PROBLEM REQUIREMENTS: Take the lines from the top down to and including the one with "79C78 90 92" and repeat them exactly. Omit images.

-- SUPPLIED INFORMATION start --

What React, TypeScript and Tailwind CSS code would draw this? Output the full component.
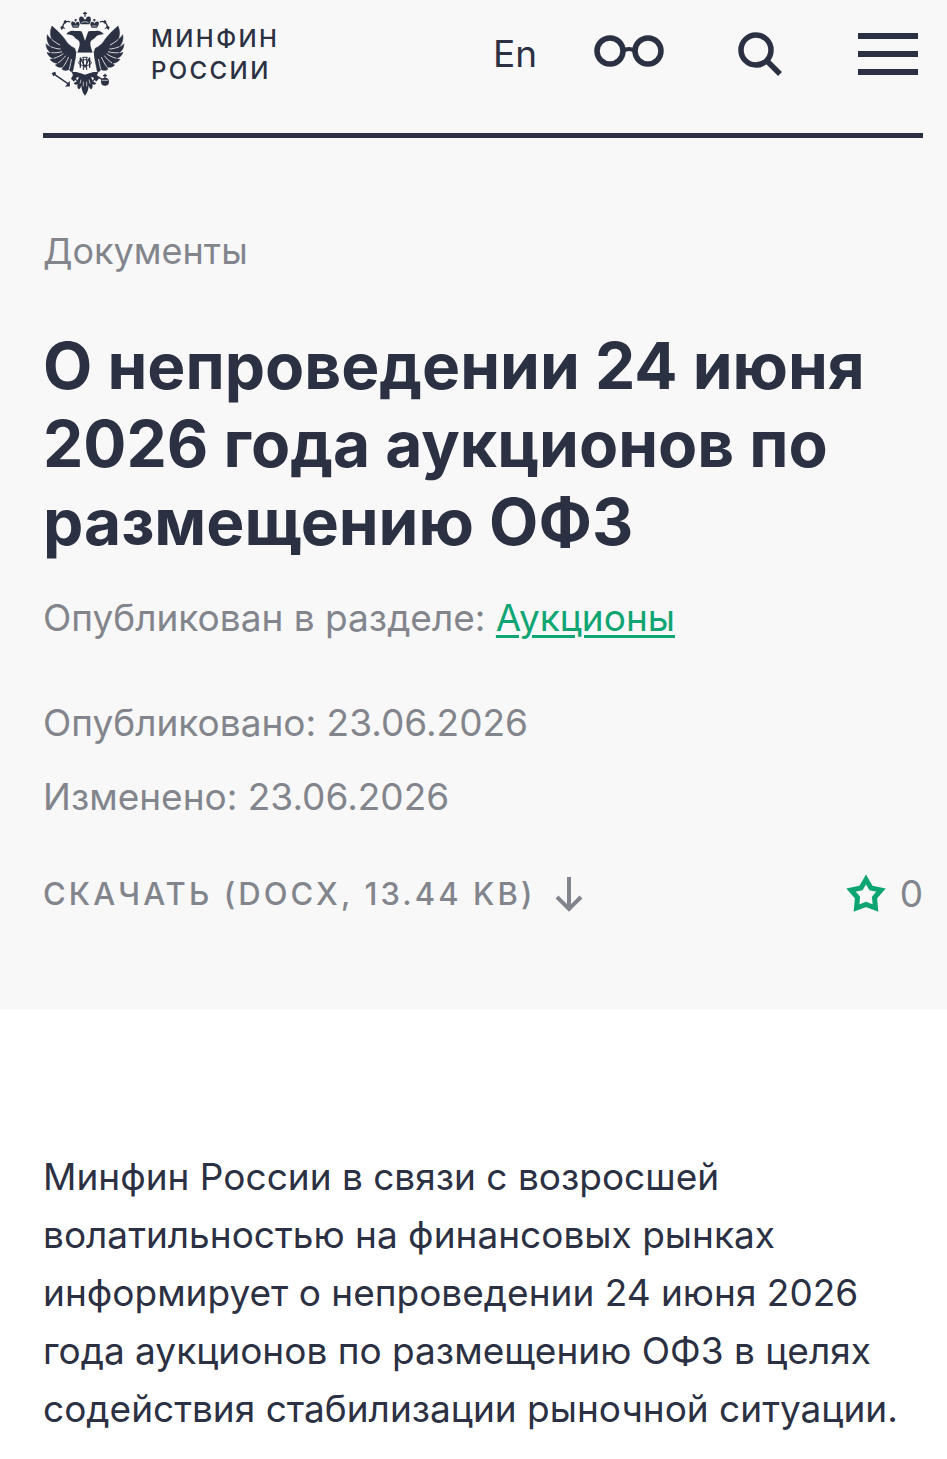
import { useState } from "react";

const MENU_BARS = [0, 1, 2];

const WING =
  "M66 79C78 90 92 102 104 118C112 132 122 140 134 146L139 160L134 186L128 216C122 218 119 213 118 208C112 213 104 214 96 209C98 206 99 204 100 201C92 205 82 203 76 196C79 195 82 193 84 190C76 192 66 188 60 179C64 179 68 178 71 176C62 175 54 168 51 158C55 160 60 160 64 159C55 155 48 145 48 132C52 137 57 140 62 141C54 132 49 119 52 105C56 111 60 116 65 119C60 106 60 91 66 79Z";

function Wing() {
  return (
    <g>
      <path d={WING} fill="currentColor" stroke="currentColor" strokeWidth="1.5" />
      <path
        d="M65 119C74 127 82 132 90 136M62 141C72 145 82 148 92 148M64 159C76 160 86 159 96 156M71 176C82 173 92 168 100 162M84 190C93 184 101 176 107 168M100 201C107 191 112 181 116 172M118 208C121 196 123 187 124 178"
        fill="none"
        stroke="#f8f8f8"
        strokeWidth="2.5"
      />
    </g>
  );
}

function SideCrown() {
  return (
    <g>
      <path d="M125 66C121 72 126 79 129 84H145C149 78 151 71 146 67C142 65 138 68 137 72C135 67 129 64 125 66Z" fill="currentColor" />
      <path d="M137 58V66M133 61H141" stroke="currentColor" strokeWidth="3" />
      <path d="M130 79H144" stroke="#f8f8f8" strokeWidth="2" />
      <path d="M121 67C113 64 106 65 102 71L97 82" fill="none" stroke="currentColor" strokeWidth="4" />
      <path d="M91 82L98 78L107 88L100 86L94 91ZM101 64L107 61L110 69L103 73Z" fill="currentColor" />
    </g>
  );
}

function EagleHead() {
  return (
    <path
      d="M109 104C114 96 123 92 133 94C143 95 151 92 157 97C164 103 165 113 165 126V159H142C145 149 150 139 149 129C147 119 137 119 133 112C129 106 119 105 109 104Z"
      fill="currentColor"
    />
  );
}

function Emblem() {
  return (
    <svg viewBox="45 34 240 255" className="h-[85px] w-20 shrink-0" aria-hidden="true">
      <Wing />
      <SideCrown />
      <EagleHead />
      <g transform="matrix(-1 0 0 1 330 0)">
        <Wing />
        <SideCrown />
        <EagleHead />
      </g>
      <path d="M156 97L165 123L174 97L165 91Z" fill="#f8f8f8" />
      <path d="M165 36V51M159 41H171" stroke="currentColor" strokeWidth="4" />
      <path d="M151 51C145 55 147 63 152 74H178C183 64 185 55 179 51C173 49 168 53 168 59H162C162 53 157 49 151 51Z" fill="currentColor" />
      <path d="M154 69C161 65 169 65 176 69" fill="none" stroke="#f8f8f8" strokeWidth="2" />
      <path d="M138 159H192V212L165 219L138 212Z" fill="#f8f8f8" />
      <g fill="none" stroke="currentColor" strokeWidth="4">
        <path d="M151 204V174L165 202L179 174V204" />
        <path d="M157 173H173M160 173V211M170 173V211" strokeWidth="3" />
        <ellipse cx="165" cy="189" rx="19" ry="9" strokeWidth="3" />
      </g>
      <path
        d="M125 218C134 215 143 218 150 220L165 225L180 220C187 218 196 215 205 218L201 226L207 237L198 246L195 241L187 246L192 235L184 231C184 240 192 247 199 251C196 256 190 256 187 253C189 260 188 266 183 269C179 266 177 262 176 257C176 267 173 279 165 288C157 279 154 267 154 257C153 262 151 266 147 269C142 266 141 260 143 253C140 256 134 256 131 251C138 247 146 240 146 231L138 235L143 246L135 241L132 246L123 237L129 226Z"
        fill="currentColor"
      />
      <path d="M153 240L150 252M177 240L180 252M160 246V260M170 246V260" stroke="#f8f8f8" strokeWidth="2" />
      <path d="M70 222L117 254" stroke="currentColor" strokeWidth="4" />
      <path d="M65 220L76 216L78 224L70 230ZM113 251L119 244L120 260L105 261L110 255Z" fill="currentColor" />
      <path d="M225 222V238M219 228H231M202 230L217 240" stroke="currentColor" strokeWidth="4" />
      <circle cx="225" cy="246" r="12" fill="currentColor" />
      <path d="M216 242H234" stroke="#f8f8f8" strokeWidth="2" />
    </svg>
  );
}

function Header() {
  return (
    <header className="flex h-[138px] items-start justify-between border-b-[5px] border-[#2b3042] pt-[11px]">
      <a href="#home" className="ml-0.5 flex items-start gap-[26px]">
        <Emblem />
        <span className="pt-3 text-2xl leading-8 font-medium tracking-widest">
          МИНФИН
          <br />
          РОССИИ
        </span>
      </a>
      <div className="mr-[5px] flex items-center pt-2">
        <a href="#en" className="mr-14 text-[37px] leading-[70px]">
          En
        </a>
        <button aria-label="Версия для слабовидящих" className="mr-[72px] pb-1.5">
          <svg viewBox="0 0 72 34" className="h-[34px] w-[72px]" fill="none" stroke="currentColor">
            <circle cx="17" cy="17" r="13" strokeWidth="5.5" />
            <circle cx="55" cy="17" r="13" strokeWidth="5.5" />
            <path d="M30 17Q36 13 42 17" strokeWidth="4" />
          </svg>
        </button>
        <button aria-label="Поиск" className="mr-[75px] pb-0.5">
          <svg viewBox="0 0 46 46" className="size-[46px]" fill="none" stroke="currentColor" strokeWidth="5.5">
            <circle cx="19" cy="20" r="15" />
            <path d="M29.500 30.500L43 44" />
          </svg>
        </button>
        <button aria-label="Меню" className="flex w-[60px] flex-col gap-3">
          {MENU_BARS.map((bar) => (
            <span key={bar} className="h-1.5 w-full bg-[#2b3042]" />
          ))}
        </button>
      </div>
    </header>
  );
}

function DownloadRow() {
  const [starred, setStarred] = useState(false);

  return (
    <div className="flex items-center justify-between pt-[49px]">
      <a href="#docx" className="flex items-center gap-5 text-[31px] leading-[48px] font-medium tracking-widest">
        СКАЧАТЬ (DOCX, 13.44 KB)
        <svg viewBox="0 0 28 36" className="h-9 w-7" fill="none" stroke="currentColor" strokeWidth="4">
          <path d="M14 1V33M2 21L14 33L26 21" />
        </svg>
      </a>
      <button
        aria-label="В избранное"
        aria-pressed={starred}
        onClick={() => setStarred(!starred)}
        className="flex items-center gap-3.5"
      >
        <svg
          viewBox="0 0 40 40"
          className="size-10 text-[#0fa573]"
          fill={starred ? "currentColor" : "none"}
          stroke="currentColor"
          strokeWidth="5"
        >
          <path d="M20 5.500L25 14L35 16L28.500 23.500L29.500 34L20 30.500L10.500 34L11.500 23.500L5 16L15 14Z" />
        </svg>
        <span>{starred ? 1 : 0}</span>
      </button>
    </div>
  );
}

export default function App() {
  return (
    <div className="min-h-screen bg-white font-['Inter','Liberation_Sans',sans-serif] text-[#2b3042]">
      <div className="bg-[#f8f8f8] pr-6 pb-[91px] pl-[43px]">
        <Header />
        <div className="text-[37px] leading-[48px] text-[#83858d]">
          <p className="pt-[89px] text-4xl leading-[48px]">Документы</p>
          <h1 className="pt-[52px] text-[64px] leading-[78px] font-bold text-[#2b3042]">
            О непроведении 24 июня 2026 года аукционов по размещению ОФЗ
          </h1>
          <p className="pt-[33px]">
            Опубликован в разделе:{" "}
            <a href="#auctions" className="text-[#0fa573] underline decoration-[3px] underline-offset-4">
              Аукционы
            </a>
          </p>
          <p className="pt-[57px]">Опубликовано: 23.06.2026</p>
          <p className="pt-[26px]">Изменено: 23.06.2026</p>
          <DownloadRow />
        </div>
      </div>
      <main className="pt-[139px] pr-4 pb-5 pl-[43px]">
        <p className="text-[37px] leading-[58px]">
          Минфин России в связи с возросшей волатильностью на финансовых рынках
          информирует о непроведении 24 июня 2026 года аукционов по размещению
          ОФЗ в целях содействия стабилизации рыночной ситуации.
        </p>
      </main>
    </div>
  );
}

-- SUPPLIED INFORMATION end --

EXERCISE RESULT:
What React, TypeScript and Tailwind CSS code would draw this? Output the full component.
import { useState } from "react";

const MENU_BARS = [0, 1, 2];

const WING =
  "M66 79C78 90 92 102 104 118C112 132 122 140 134 146L139 160L134 186L128 216C122 218 119 213 118 208C112 213 104 214 96 209C98 206 99 204 100 201C92 205 82 203 76 196C79 195 82 193 84 190C76 192 66 188 60 179C64 179 68 178 71 176C62 175 54 168 51 158C55 160 60 160 64 159C55 155 48 145 48 132C52 137 57 140 62 141C54 132 49 119 52 105C56 111 60 116 65 119C60 106 60 91 66 79Z";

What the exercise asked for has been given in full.